On December 15, 2023, the Working Group on the Tender Offer System and Large Shareholding Reporting System, etc. issued the "Report of the Working Group on the Tender Offer System and Large Shareholding Reporting System" (the "WG Report"). Subsequently, a proposal to amend the Financial Instruments and Exchange Act was submitted to the Diet and it was passed by the Diet on May 15, 2024 (the "FIEA Amendment"). The FIEA Amendment is expected to come into force within one year from the date of promulgation. The FIEA Amendment includes a provision to make certain changes relating to the system of reporting on large shareholdings (the "Large Shareholding Reporting System"); such as an important change to the scope of "joint holders," who are included in the calculation of the ownership ratio of shares under the Large Shareholding Reporting System.
In this regard, it should be noted that there are two types of "joint holders" as follows:
- Substantive joint holders: Holders who have an agreement to jointly acquire, dispose of, or exercise the voting rights in shares.

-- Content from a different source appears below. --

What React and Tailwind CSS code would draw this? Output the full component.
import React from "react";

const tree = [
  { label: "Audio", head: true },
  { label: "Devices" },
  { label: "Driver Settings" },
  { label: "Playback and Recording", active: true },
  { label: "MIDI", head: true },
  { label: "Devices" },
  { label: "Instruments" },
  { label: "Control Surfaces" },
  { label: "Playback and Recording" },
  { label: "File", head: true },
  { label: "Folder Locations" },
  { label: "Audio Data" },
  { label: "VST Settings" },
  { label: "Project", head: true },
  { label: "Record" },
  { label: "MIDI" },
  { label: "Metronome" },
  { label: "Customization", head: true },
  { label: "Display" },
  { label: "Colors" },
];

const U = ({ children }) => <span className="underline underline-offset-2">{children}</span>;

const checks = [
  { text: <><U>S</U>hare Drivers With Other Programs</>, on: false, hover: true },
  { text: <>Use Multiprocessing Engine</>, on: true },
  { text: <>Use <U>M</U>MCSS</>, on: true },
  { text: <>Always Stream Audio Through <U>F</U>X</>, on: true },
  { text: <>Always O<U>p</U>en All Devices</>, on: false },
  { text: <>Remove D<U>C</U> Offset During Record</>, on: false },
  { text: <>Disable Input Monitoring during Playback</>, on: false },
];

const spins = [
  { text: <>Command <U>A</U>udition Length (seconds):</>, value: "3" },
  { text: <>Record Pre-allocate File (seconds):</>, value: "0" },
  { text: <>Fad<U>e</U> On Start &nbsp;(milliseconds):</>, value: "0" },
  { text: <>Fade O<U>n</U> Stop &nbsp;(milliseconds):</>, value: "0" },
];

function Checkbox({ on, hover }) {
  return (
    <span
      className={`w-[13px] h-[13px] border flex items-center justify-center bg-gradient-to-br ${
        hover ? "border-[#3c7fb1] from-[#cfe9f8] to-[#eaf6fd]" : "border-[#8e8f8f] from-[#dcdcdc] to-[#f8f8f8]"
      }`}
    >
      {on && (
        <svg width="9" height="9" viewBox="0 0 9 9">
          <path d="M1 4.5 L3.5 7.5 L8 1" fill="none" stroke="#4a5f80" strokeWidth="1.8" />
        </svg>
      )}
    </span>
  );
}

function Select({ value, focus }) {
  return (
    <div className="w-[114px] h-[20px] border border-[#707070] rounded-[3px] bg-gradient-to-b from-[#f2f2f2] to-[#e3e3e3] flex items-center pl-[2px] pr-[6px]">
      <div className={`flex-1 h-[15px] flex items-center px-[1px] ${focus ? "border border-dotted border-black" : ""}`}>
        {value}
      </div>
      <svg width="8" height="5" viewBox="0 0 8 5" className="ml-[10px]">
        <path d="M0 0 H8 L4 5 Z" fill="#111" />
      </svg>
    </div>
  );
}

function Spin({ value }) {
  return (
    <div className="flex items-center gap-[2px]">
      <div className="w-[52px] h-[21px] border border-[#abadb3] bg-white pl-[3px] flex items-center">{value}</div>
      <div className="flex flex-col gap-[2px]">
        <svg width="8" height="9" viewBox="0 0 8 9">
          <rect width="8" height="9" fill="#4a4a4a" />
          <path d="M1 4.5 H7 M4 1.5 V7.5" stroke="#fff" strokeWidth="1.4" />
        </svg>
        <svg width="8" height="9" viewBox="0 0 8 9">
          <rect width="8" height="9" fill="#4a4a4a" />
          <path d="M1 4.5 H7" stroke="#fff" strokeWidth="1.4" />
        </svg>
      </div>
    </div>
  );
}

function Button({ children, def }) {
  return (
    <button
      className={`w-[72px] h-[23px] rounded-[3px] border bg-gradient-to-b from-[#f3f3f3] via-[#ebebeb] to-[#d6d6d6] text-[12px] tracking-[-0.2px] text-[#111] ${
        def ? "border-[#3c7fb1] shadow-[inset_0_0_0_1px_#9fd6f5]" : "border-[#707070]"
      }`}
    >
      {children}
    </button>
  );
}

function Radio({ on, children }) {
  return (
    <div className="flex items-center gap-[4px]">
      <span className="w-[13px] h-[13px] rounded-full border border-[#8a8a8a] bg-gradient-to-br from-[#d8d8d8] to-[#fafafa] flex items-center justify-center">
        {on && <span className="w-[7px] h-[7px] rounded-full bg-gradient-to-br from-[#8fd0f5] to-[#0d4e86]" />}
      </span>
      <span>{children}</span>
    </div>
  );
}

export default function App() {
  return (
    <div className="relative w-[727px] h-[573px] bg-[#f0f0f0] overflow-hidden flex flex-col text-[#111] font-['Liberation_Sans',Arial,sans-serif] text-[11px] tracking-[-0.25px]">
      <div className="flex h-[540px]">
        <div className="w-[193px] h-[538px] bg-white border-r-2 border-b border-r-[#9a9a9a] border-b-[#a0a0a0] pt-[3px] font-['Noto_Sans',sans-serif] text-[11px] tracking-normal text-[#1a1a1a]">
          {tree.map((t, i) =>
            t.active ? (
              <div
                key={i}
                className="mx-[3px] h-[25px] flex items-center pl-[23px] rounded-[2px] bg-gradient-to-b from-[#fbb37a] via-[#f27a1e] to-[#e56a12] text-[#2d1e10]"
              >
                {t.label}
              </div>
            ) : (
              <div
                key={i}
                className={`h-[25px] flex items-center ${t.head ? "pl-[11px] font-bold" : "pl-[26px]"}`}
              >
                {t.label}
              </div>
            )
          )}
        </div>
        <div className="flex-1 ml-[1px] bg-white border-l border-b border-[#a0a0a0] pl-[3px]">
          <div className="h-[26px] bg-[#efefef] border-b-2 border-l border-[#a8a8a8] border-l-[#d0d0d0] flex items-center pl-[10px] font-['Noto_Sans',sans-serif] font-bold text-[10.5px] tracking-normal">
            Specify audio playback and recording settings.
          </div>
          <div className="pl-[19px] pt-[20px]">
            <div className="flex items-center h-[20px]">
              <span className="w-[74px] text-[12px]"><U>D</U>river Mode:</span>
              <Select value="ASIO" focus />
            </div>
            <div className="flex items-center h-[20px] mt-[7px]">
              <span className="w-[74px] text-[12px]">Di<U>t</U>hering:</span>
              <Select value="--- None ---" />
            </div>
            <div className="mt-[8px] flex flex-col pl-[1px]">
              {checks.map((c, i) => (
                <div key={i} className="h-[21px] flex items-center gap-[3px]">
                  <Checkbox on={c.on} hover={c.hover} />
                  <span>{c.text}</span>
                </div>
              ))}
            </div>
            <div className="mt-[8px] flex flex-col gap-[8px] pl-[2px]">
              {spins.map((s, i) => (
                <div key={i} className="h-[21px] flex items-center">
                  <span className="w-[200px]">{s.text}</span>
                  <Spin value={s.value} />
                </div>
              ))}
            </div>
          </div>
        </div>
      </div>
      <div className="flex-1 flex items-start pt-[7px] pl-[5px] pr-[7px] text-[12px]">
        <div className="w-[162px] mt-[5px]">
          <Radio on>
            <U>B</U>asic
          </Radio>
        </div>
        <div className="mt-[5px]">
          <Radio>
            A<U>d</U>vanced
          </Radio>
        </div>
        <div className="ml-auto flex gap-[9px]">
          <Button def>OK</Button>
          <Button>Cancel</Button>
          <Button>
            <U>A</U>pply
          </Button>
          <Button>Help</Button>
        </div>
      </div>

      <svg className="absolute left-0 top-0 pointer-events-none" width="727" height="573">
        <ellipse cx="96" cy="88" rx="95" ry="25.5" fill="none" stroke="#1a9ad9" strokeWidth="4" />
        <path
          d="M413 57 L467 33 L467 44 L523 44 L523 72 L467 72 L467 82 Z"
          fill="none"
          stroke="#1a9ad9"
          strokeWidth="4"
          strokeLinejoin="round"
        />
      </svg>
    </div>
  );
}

- Deemed joint holders: Holders of shares of a particular company who have special relationships, such as capital relationships or familial relationships, with other holders of shares in the same company.

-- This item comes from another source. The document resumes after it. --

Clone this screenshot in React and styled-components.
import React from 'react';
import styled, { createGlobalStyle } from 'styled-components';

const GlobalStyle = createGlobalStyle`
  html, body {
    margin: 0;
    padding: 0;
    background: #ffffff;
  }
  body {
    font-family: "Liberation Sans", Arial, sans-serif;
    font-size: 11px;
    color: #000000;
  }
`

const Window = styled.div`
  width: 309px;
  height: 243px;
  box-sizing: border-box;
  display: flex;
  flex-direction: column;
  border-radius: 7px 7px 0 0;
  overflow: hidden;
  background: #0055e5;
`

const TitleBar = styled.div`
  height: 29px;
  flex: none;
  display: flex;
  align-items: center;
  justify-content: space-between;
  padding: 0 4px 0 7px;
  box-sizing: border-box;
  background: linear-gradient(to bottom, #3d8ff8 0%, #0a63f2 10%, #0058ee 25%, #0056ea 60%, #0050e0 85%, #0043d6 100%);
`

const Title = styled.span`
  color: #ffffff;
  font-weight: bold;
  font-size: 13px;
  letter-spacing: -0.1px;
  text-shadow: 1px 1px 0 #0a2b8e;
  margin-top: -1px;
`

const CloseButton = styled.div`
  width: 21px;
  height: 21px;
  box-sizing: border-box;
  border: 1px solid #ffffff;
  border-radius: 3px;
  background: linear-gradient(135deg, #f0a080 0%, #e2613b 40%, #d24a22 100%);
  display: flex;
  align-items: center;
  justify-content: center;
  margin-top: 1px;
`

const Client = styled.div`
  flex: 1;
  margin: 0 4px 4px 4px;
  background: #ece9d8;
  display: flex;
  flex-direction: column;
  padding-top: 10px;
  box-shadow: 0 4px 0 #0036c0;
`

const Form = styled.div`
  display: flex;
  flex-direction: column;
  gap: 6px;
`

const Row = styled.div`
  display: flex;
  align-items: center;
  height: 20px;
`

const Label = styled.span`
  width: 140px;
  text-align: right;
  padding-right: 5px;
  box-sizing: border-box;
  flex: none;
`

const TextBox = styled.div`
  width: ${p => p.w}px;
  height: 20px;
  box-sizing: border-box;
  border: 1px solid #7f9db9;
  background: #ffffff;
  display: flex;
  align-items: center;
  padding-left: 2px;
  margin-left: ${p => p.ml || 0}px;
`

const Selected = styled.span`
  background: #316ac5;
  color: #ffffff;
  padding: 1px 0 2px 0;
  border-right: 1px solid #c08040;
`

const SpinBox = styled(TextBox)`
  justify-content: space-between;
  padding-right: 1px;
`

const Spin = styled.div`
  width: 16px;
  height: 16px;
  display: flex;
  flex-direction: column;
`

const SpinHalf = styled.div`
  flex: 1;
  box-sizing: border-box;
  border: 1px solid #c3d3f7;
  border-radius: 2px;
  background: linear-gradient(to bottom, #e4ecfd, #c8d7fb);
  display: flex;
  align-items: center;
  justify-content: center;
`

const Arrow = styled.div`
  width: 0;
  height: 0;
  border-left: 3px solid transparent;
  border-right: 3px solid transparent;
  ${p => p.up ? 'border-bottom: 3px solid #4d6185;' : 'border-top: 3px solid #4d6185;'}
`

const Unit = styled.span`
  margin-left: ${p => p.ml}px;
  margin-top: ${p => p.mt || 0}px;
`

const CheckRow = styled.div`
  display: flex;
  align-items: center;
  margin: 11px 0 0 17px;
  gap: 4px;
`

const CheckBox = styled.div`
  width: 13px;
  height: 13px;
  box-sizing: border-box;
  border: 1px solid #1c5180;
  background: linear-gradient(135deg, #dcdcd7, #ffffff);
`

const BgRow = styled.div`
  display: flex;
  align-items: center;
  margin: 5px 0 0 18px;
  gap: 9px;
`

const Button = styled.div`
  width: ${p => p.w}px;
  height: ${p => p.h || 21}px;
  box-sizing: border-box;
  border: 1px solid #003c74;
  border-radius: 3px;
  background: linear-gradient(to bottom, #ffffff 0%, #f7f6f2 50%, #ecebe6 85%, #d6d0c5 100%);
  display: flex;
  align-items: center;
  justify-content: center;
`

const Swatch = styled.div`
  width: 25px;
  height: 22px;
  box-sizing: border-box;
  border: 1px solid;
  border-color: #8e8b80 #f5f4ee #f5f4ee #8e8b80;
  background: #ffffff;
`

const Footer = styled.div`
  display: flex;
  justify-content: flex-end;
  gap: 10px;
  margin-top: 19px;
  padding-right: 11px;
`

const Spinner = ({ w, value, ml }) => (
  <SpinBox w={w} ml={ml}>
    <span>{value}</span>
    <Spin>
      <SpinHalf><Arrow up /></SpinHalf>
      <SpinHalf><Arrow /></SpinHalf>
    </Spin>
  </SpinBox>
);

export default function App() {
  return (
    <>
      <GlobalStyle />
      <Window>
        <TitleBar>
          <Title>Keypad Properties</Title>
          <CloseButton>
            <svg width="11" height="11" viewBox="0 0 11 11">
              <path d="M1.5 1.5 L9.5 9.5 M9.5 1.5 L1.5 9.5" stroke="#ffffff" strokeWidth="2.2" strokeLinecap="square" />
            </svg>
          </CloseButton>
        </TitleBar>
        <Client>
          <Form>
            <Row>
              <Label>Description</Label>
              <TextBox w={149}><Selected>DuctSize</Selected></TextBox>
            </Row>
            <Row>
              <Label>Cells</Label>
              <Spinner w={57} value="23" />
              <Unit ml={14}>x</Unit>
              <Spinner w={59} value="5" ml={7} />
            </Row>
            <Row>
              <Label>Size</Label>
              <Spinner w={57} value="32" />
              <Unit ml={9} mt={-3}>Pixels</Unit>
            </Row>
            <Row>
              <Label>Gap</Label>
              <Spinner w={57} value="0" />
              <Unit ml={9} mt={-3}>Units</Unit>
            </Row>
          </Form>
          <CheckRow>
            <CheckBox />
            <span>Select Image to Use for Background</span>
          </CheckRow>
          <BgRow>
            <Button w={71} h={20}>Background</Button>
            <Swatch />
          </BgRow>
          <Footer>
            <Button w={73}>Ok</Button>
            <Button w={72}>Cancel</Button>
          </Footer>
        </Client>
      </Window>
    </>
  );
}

1. Substantive Joint Holders
With respect to substantive joint holders, the FIEA Amendment provides that a person is excluded from the scope of a "substantive joint holder" if all of the following three requirements are met (Article 27-23(5) of the FIEA Amendment):
- (a) All of the holders are persons engaged in Type 1 Financial Instruments Business or Investment Management Business (as defined under the FIEA), banks, or other persons specified by the relevant Cabinet Office Ordinance;
- (b) The purpose of the agreement must not be to jointly perform any "material proposal"; and
- (c) The agreement is an agreement to exercise voting rights or other rights jointly (limited to an agreement specified by the relevant Cabinet Order as an agreement for each exercise of individual rights).
The "material proposal" referred to in (b) above was elaborated on in the explanatory materials that were published together with the FIEA Amendment by the Financial Services Agency (the "Explanatory Materials"). In this regard, it was explained that unless multiple investors make "an agreement that would have a material impact on the management of a company", they would not be considered as joint holders. Currently, this term is not officially clarified under the law, although it is expected that amendments will be made to the relevant Cabinet Order or Cabinet Office Ordinance to clarify this.
With regard to (c) above, a holder will be excluded from the scope of a "substantive joint holder" only if the agreement to jointly acquire, dispose of, or exercise voting rights on shares (which is a requirement of a substantive joint holder as mentioned above) falls under a specific kind of agreement to jointly exercise voting rights (an "agreement for each exercise of individual rights"). It is expected that the Cabinet Order or Cabinet Office Ordinance will specify the "agreement for each exercise of individual rights" in accordance with the recommendation of the WG report, that is, "an agreement for non-continuous exercise of voting rights".
2. Deemed Joint Holders
According to the Explanatory Materials, with regard to deemed joint holders, there are plans to amend the relevant Cabinet Order to include a provision stipulating that holders will be considered to be "deemed joint holders" if certain factors exist, such as where the holders have common directors or have made investments in each other.
In addition, based on the recommendations in the WG report, there has been a push to revise the Stewardship Code to promote collaborative engagement and ensure transparency for substantive holders. We therefore recommend keeping an eye on future developments in this regard.